Review: Hodgson shows depth beyond Supertramp hits at Egg show

Roger Hodgson took a nearly full house at The Egg’s Hart Theatre on a trip Tuesday night down musica

Roger Hodgson took a nearly full house at The Egg’s Hart Theatre on a trip Tuesday night down musical memory lane, while throwing in enough curveballs to escape the tired nostalgia act cliches.

The former Supertramp frontman and songwriter hit on all the old favorites, of course, “Take the Long Way Home,” “Breakfast in America” (from which this U.S. tour takes its title), “The Logical Song” and “Dreamer” chief among them. With a powerhouse four-piece band backing him up, Hodgson proved the years since Supertramp’s 1970s and ’80s heyday have been kind — his boyish tenor can still strafe the stratosphere, and his playing on keyboard, piano and guitar was all superb.

But it was the stuff in between that was the revelation, including tracks from his three underappreciated solo albums and deep cuts from the Supertramp back catalog, all of which made the case for Hodgson’s consistency over the years.

Hodgson took the stage shortly after 8 to the strains of the aforementioned “Take the Long Way Home,” which was anchored by his crisp keyboard playing and longtime bandmate Aaron McDonald’s harmonica and saxophone. He then addressed the audience briefly, gently sniping at the few latecomers finding their seats — “You missed the best song!”

This was a low-key, laid back affair, with seven large potted ferns onstage adding to the atmosphere. Many of the song selections also reflected Hodgson’s easygoing nature, including two of his solo compositions, “In Jeopardy” and “Lovers in the Wind” early in the set. But that’s not to say that the band didn’t rock out, especially later in the set, with the aforementioned crowd favorites and the tongue-in-cheek bounce of “Rosie Had Everything Planned” mid-set.

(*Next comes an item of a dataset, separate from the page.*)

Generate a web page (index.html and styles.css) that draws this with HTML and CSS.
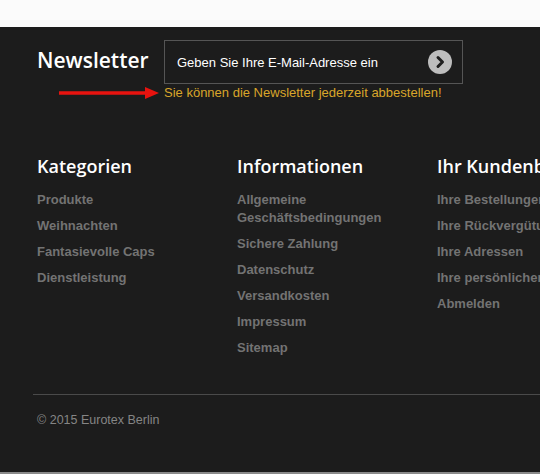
FILE: index.html
```html
<!DOCTYPE html>
<html lang="de">
<head>
<meta charset="utf-8">
<title>Footer</title>
<link rel="stylesheet" href="styles.css">
</head>
<body>
<div class="topband"></div>
<footer class="footer">
  <section class="newsletter">
    <h2 class="nl-title">Newsletter</h2>
    <div class="nl-form">
      <div class="nl-input">
        <span class="nl-placeholder">Geben Sie Ihre E-Mail-Adresse ein</span>
        <span class="nl-btn">
          <svg width="24" height="24" viewBox="0 0 24 24"><circle cx="12" cy="12" r="12" fill="#bdbdbd"/><path d="M10 7.5 L14.5 12 L10 16.5" fill="none" stroke="#1e1e1e" stroke-width="3" stroke-linecap="round" stroke-linejoin="round"/></svg>
        </span>
      </div>
      <p class="nl-note">Sie können die Newsletter jederzeit abbestellen!</p>
    </div>
    <svg class="annot-arrow" width="102" height="14" viewBox="0 0 102 14"><line x1="0" y1="7" x2="88" y2="7" stroke="#e8130f" stroke-width="3.5"/><polygon points="86,1 100,7 86,13" fill="#e8130f"/></svg>
  </section>

  <section class="columns">
    <div class="col">
      <h3 class="col-title">Kategorien</h3>
      <ul class="links">
        <li>Produkte</li>
        <li>Weihnachten</li>
        <li>Fantasievolle Caps</li>
        <li>Dienstleistung</li>
      </ul>
    </div>
    <div class="col">
      <h3 class="col-title">Informationen</h3>
      <ul class="links">
        <li>Allgemeine Geschäftsbedingungen</li>
        <li>Sichere Zahlung</li>
        <li>Datenschutz</li>
        <li>Versandkosten</li>
        <li>Impressum</li>
        <li>Sitemap</li>
      </ul>
    </div>
    <div class="col">
      <h3 class="col-title">Ihr Kundenbereich</h3>
      <ul class="links">
        <li>Ihre Bestellungen</li>
        <li>Ihre Rückvergütungen</li>
        <li>Ihre Adressen</li>
        <li>Ihre persönlichen Daten</li>
        <li>Abmelden</li>
      </ul>
    </div>
  </section>

  <div class="bottom">
    <p class="copy">© 2015 Eurotex Berlin</p>
  </div>
</footer>
<div class="bottomstrip"></div>
</body>
</html>
```

FILE: styles.css
```css
html, body {
  margin: 0;
  padding: 0;
  width: 540px;
  height: 474px;
  overflow: hidden;
  background: #1c1c1c;
  font-family: "Liberation Sans", Arial, sans-serif;
}
.topband {
  height: 27px;
  background: #fbfbfb;
}
.footer {
  height: 445px;
  background: #1c1c1c;
  padding-left: 37px;
  box-sizing: border-box;
  width: 720px;
}
.newsletter {
  position: relative;
  display: flex;
  align-items: flex-start;
  padding-top: 13px;
}
.nl-title {
  margin: 0;
  width: 127px;
  font-family: "Open Sans", sans-serif;
  font-weight: 600;
  font-size: 21px;
  line-height: 40px;
  color: #ffffff;
}
.nl-form {
  display: flex;
  flex-direction: column;
}
.nl-input {
  width: 299px;
  height: 44px;
  box-sizing: border-box;
  border: 1px solid #555555;
  display: flex;
  align-items: center;
  justify-content: space-between;
  padding: 0 10px 0 12px;
}
.nl-placeholder {
  color: #ffffff;
  font-size: 13px;
}
.nl-btn {
  display: flex;
}
.nl-note {
  margin: 2px 0 0;
  font-size: 13px;
  line-height: 14px;
  color: #d9a62a;
}
.annot-arrow {
  position: absolute;
  left: 22px;
  top: 59px;
}
.columns {
  display: grid;
  grid-template-columns: 200px 200px 200px;
  margin-top: 54px;
}
.col-title {
  margin: 0 0 13px;
  font-family: "Open Sans", sans-serif;
  font-weight: 600;
  font-size: 18px;
  line-height: 24px;
  color: #ffffff;
  white-space: nowrap;
}
.links {
  list-style: none;
  margin: 0;
  padding: 0;
  width: 170px;
  display: flex;
  flex-direction: column;
  gap: 8px;
}
.links li {
  font-size: 13px;
  font-weight: bold;
  line-height: 18px;
  color: #737373;
  white-space: normal;
}
.col:nth-child(3) .links li {
  white-space: nowrap;
}
.bottom {
  margin-top: 37px;
  margin-left: -4px;
  border-top: 1px solid #4a4a4a;
}
.copy {
  margin: 17px 0 0 4px;
  font-size: 12.5px;
  line-height: 16px;
  color: #858585;
}
.bottomstrip {
  height: 2px;
  background: #8a8a8a;
}
```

Highlights included the acoustic guitar-driven “Easy Does It,” performed solo by Hodgson with some help from whistlers in the audience, and “Sister Moonshine,” which immediately followed and eventually devolved into a frenzied clash of percussion in the climax. “Breakfast in America” was dedicated to a woman in the audience celebrating her 80th birthday; the haunting power ballad “Lord is it Mine” received a similar dedication to a few other audience members who also wrote in to Hodgson’s online message board.

Not everything stuck — the ponderous animal rights screed “Death and a Zoo” hinged on pre-recorded animal sounds and eventually climaxed in another, less successful percussion breakdown (although the song was well-received).

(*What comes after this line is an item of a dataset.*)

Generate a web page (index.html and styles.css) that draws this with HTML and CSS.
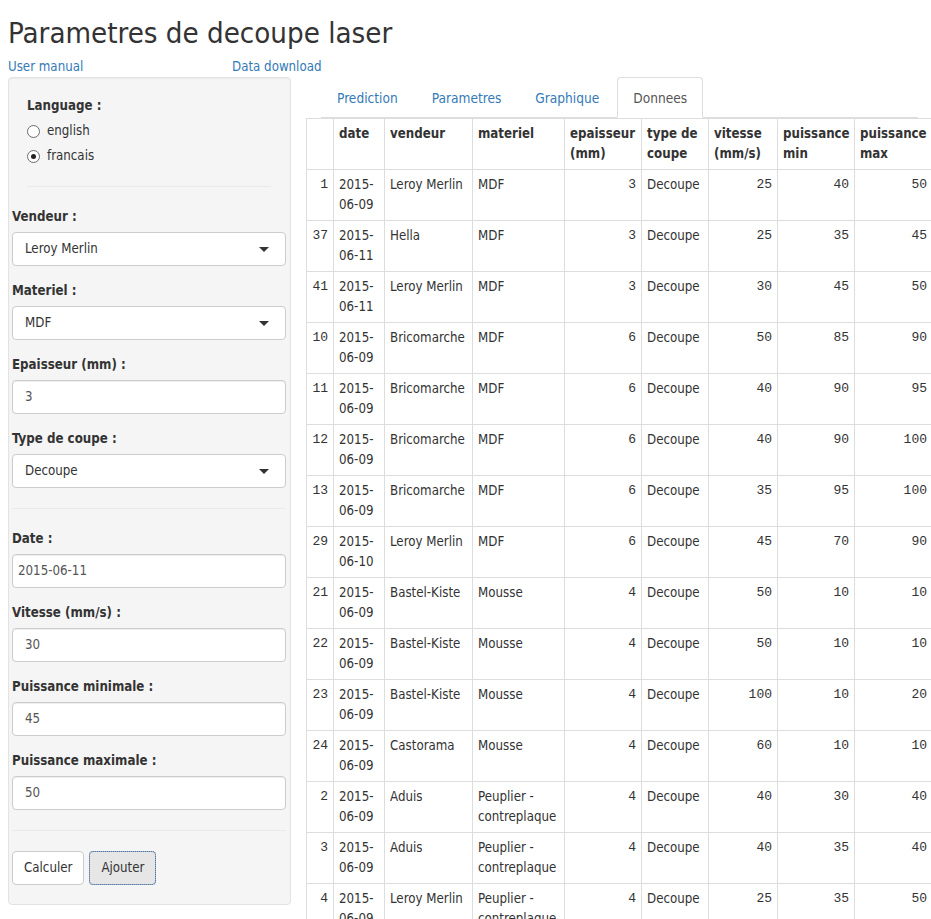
FILE: index.html
```html
<!DOCTYPE html>
<html lang="fr">
<head>
<meta charset="utf-8">
<title>Parametres de decoupe laser</title>
<link rel="stylesheet" href="styles.css">
</head>
<body>
<div class="page">
  <h2 class="title">Parametres de decoupe laser</h2>
  <div class="links">
    <a class="link link-first" href="#">User manual</a>
    <a class="link" href="#">Data download</a>
  </div>
  <div class="layout">
    <aside class="well">
      <div class="lang">
        <div class="label">Language :</div>
        <div class="radio"><span class="radio-circle"></span>english</div>
        <div class="radio"><span class="radio-circle checked"></span>francais</div>
        <hr class="rule">
      </div>
      <div class="form-group">
        <div class="label">Vendeur :</div>
        <div class="control select">Leroy Merlin</div>
      </div>
      <div class="form-group">
        <div class="label">Materiel :</div>
        <div class="control select">MDF</div>
      </div>
      <div class="form-group">
        <div class="label">Epaisseur (mm) :</div>
        <div class="control">3</div>
      </div>
      <div class="form-group">
        <div class="label">Type de coupe :</div>
        <div class="control select">Decoupe</div>
      </div>
      <hr class="rule">
      <div class="form-group">
        <div class="label">Date :</div>
        <div class="control control-date">2015-06-11</div>
      </div>
      <div class="form-group">
        <div class="label">Vitesse (mm/s) :</div>
        <div class="control">30</div>
      </div>
      <div class="form-group">
        <div class="label">Puissance minimale :</div>
        <div class="control">45</div>
      </div>
      <div class="form-group">
        <div class="label">Puissance maximale :</div>
        <div class="control">50</div>
      </div>
      <hr class="rule">
      <div class="buttons">
        <button class="btn" type="button">Calculer</button>
        <button class="btn btn-focus" type="button">Ajouter</button>
      </div>
    </aside>
    <main class="main">
      <ul class="tabs">
        <li class="tab"><a href="#">Prediction</a></li>
        <li class="tab"><a href="#">Parametres</a></li>
        <li class="tab"><a href="#">Graphique</a></li>
        <li class="tab active"><a href="#">Donnees</a></li>
      </ul>
      <table class="data">
        <colgroup>
          <col class="w-idx"><col class="w-date"><col class="w-vend"><col class="w-mat"><col class="w-ep"><col class="w-type"><col class="w-vit"><col class="w-pmin"><col class="w-pmax">
        </colgroup>
        <thead>
          <tr><th></th><th>date</th><th>vendeur</th><th>materiel</th><th>epaisseur (mm)</th><th>type de coupe</th><th>vitesse (mm/s)</th><th>puissance min</th><th>puissance max</th></tr>
        </thead>
        <tbody>
          <tr><td class="num">1</td><td>2015-06-09</td><td>Leroy Merlin</td><td>MDF</td><td class="num">3</td><td>Decoupe</td><td class="num">25</td><td class="num">40</td><td class="num">50</td></tr>
          <tr><td class="num">37</td><td>2015-06-11</td><td>Hella</td><td>MDF</td><td class="num">3</td><td>Decoupe</td><td class="num">25</td><td class="num">35</td><td class="num">45</td></tr>
          <tr><td class="num">41</td><td>2015-06-11</td><td>Leroy Merlin</td><td>MDF</td><td class="num">3</td><td>Decoupe</td><td class="num">30</td><td class="num">45</td><td class="num">50</td></tr>
          <tr><td class="num">10</td><td>2015-06-09</td><td>Bricomarche</td><td>MDF</td><td class="num">6</td><td>Decoupe</td><td class="num">50</td><td class="num">85</td><td class="num">90</td></tr>
          <tr><td class="num">11</td><td>2015-06-09</td><td>Bricomarche</td><td>MDF</td><td class="num">6</td><td>Decoupe</td><td class="num">40</td><td class="num">90</td><td class="num">95</td></tr>
          <tr><td class="num">12</td><td>2015-06-09</td><td>Bricomarche</td><td>MDF</td><td class="num">6</td><td>Decoupe</td><td class="num">40</td><td class="num">90</td><td class="num">100</td></tr>
          <tr><td class="num">13</td><td>2015-06-09</td><td>Bricomarche</td><td>MDF</td><td class="num">6</td><td>Decoupe</td><td class="num">35</td><td class="num">95</td><td class="num">100</td></tr>
          <tr><td class="num">29</td><td>2015-06-10</td><td>Leroy Merlin</td><td>MDF</td><td class="num">6</td><td>Decoupe</td><td class="num">45</td><td class="num">70</td><td class="num">90</td></tr>
          <tr><td class="num">21</td><td>2015-06-09</td><td>Bastel-Kiste</td><td>Mousse</td><td class="num">4</td><td>Decoupe</td><td class="num">50</td><td class="num">10</td><td class="num">10</td></tr>
          <tr><td class="num">22</td><td>2015-06-09</td><td>Bastel-Kiste</td><td>Mousse</td><td class="num">4</td><td>Decoupe</td><td class="num">50</td><td class="num">10</td><td class="num">10</td></tr>
          <tr><td class="num">23</td><td>2015-06-09</td><td>Bastel-Kiste</td><td>Mousse</td><td class="num">4</td><td>Decoupe</td><td class="num">100</td><td class="num">10</td><td class="num">20</td></tr>
          <tr><td class="num">24</td><td>2015-06-09</td><td>Castorama</td><td>Mousse</td><td class="num">4</td><td>Decoupe</td><td class="num">60</td><td class="num">10</td><td class="num">10</td></tr>
          <tr><td class="num">2</td><td>2015-06-09</td><td>Aduis</td><td>Peuplier - contreplaque</td><td class="num">4</td><td>Decoupe</td><td class="num">40</td><td class="num">30</td><td class="num">40</td></tr>
          <tr><td class="num">3</td><td>2015-06-09</td><td>Aduis</td><td>Peuplier - contreplaque</td><td class="num">4</td><td>Decoupe</td><td class="num">40</td><td class="num">35</td><td class="num">40</td></tr>
          <tr><td class="num">4</td><td>2015-06-09</td><td>Leroy Merlin</td><td>Peuplier - contreplaque</td><td class="num">4</td><td>Decoupe</td><td class="num">25</td><td class="num">35</td><td class="num">50</td></tr>
          <tr><td class="num">5</td><td>2015-06-09</td><td>Leroy Merlin</td><td>Peuplier - contreplaque</td><td class="num">4</td><td>Decoupe</td><td class="num">30</td><td class="num">40</td><td class="num">50</td></tr>
        </tbody>
      </table>
    </main>
  </div>
</div>
</body>
</html>
```
FILE: styles.css
```css
html, body {
  margin: 0;
  padding: 0;
  overflow: hidden;
  background: #fff;
}

body {
  font-family: "DejaVu Sans Condensed", "DejaVu Sans", sans-serif;
  font-size: 13.2px;
  line-height: 20px;
  color: #333;
}

.page {
  padding: 0 0 0 8px;
}

.title {
  margin: 17px 0 0;
  font-size: 29.2px;
  font-weight: normal;
  line-height: 32px;
  color: #333;
}

.links {
  display: flex;
  margin-top: 8px;
  height: 20px;
}

.link {
  color: #337ab7;
  text-decoration: none;
}

.link-first {
  width: 224px;
}

.layout {
  display: flex;
  align-items: flex-start;
}

/* Sidebar */
.well {
  flex: 0 0 283px;
  box-sizing: border-box;
  width: 283px;
  padding: 18px 4px 19px 3px;
  background: #f5f5f5;
  border: 1px solid #e3e3e3;
  border-radius: 4px;
  box-shadow: inset 0 1px 1px rgba(0, 0, 0, 0.05);
}

.lang {
  padding: 0 15px;
}

.label {
  font-weight: bold;
  margin-bottom: 5px;
}

.radio {
  display: flex;
  align-items: center;
  height: 20px;
}

.radio + .radio {
  margin-top: 5px;
}

.radio-circle {
  box-sizing: border-box;
  width: 13px;
  height: 13px;
  margin-right: 7px;
  border: 1px solid #6b6b6b;
  border-radius: 50%;
  background: #fff;
  display: flex;
  align-items: center;
  justify-content: center;
}

.radio-circle.checked::after {
  content: "";
  width: 5px;
  height: 5px;
  border-radius: 50%;
  background: #222;
}

.rule {
  margin: 20px 0;
  border: 0;
  border-top: 1px solid #eaeaea;
  height: 0;
}

.form-group {
  margin-bottom: 15px;
}

.control {
  position: relative;
  box-sizing: border-box;
  height: 34px;
  padding: 6px 12px;
  background: #fff;
  border: 1px solid #ccc;
  border-radius: 4px;
  box-shadow: inset 0 1px 1px rgba(0, 0, 0, 0.075);
  color: #555;
}

.control.select {
  color: #333;
  box-shadow: none;
}

.control.select::after {
  content: "";
  position: absolute;
  right: 16px;
  top: 14px;
  border-left: 5px solid transparent;
  border-right: 5px solid transparent;
  border-top: 5px solid #333;
}

.control-date {
  padding-left: 5px;
}

.buttons {
  display: flex;
  gap: 5px;
}

.btn {
  box-sizing: border-box;
  height: 34px;
  padding: 6px 11px;
  font-family: inherit;
  font-size: 13.2px;
  line-height: 20px;
  color: #333;
  background: #fff;
  border: 1px solid #ccc;
  border-radius: 4px;
}

.btn-focus {
  background: #e6e6e6;
  border-color: #adadad;
  outline: 1px dotted #3f78c0;
  outline-offset: -1px;
}

/* Main */
.main {
  flex: 1 1 auto;
  min-width: 0;
  margin-left: 15px;
}

.tabs {
  display: flex;
  list-style: none;
  margin: 0 13px 0 15px;
  padding: 0;
  border-bottom: 1px solid #ddd;
  height: 40px;
}

.tab {
  margin-right: 2px;
  margin-bottom: -1px;
}

.tab a {
  display: block;
  padding: 10px 15px 9px;
  border: 1px solid transparent;
  border-radius: 4px 4px 0 0;
  color: #337ab7;
  text-decoration: none;
  font-size: 13.6px;
  line-height: 20px;
}

.tab.active a {
  color: #555;
  background: #fff;
  border-color: #ddd;
  border-bottom-color: transparent;
}

.data {
  table-layout: fixed;
  width: 626px;
  border-collapse: collapse;
  border: 1px solid #ddd;
}

.w-idx { width: 27px; }
.w-date { width: 51px; }
.w-vend { width: 88px; }
.w-mat { width: 92px; }
.w-ep { width: 77px; }
.w-type { width: 67px; }
.w-vit { width: 69px; }
.w-pmin { width: 77px; }
.w-pmax { width: 78px; }

.data th,
.data td {
  padding: 5px;
  border: 1px solid #ddd;
  vertical-align: top;
  text-align: left;
  line-height: 20px;
}

.data th {
  font-weight: bold;
}

.data td.num {
  text-align: right;
  font-family: "Liberation Mono", "Courier New", monospace;
  font-size: 13px;
}
```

But Hodgson was soon back on track with a passel of Supertramp favorites, including “If Everyone Was Listening,” “Child of Vision” and an energetic run-through of “Dreamer” that once again featured MacDonald’s talents prominently, this time in the vocal role originally filled by Supertramp co-founder Rick Davies. Main set closer “Fool’s Overture” followed the standing ovation for “Dreamer,” and this instrumental epic allowed the band one more chance to stretch out as the audience roared its approval.